Copies of these two acts are hereunto annexed.
In furtherance of the objects for which these acts have been passed, it is hereby publicly made known, that the various regulations hitherto issued on this Island, in regard to the safe custody of the said Napoleon Buonaparte, and of the prevention of any undue correspondence or communication with him, his followers and attendants, are to remain in full force.
It is further made known, that if after this notice any person or persons whatever, shall infringe the regulations established for his custody, or shall hold correspondence or communication with him, his followers, or attendants, who are by their own acquiescence placed under the same restrictions as himself, or shall receive from, or deliver any letters or communications to him, or them, without the express authorization of the governor, or the officer commanding on the Island for the time being, signified to them in writing under his hand, such person, or persons, will be considered as having acted against the provisions and express objects of the said acts of parliament, and be proceeded against accordingly ; and should, from any infraction of the rules established for his custody, or from correspondence or communication with either him, his followers or attendants, the escape, or rescue of the said Napoleon Buonaparte be effected, such person or persons will, after this notice, be considered as having been knowingly instrumental to, and assisting in the same, and be prosecuted with all the rigour which the law enacts.
It is further declared, that if any person or persons shall have any information of any attempted rescue, or means of escape, and shall not make an immediate communication of the same to the governor, or officer commanding for the time being, or shall not do his or their utmost to prevent the same taking effect, they will be regarded as having connived at, and assisted in the said rescue or escape, and his or their offence be judged by the laws.
Any person or persons, who may receive letters or communication for the said Napoleon Buonaparte, his followers or attendants, and shall not immediately deliver, or make known the same to the governor, or officer commanding for the time being, or who shall furnish the said Napoleon Buonaparte, his followers or attendants, with money, or any other means whatever, whereby his escape might be furthered, will be considered in like manner to have been assisting in the same, and will be proceeded against accordingly.
All letters or communications for or from the said Napoleon Buonaparte, any of his followers, or attendants, whether sealed or open, are to be forwarded to the governor without loss of time, in the same state in which they may have been received.
And whereas, it is not the object of the regulations hereby promulgated, to induce any unusual or unnecessary rigour, but to enforce the due execution of the rules heretofore established, and to prevent the ill effects which might result from ignorance and inconsiderateness, as well as design, it is in consequence made known to all those persons whose duty calls upon them to attend near the place, where the said Napoleon Buonaparte, his followers or attendants reside, or who have business which has any relation to them, that they will be furnished upon due application with regular licences and authorization from the governor of the Island, signed with his hand ; and nothing is to be construed from the acts of parliament, or these regulations, as warranting any violent or improper demeanour against him, or them, so long as he or they observe the restrictions under which the laws, and the instructions of His Majesty’s government has placed them.
Given under my hand at James’s Town, in the Island of Saint Helena, the 28th day of June, 1816.
(Signed) HUDSON LOWE,
Governor, and Commander-in-chief.
By command of the Governor,
(Signed) G. GONEQUER,
Acting Military Secretary.
AN ACT for the more effectually detaining in Custody Napoleon Buonaparte, 11th of April, 1816.
Whereas it is necessary, for the preservation of the tranquillity of Europe, and for the general safety, that Napoleon Buonaparte should be detained and kept in custody as hereinafter provided.

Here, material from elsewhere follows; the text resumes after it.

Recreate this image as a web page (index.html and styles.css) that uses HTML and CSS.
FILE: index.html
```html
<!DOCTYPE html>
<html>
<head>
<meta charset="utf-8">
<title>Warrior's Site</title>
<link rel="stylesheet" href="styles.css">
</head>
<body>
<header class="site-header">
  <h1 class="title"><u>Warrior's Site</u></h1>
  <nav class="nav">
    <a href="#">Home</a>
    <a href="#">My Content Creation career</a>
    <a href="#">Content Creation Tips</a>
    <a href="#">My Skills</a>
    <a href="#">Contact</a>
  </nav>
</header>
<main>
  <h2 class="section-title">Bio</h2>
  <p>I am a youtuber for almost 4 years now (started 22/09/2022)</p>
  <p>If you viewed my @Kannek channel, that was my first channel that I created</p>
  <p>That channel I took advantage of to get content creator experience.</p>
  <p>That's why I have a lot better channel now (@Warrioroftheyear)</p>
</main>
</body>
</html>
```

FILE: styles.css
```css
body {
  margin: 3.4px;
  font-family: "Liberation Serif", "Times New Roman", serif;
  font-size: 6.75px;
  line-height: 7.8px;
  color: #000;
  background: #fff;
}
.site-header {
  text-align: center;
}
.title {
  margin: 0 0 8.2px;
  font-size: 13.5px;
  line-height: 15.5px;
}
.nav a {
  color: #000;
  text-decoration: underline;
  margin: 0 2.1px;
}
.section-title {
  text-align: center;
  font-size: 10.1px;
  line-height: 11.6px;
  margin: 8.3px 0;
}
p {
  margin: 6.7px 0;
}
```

Be it therefore enacted, and it is hereby enacted by the King’s Most Excellent Majesty, by and with the advice and consent of the lords spiritual and temporal, and commons in this present parliament assembled, and by the authority of the same, that it shall and may be lawful for His Majesty, his heirs and successors, to detain and keep the said Napoleon Buonaparte in the custody of such person, or persons, in such place within His Majesty’s dominions, and under such restrictions, during the pleasure of His Majesty, his heirs and successors, as to His Majesty, his heirs and successors, shall from time to time seem fit.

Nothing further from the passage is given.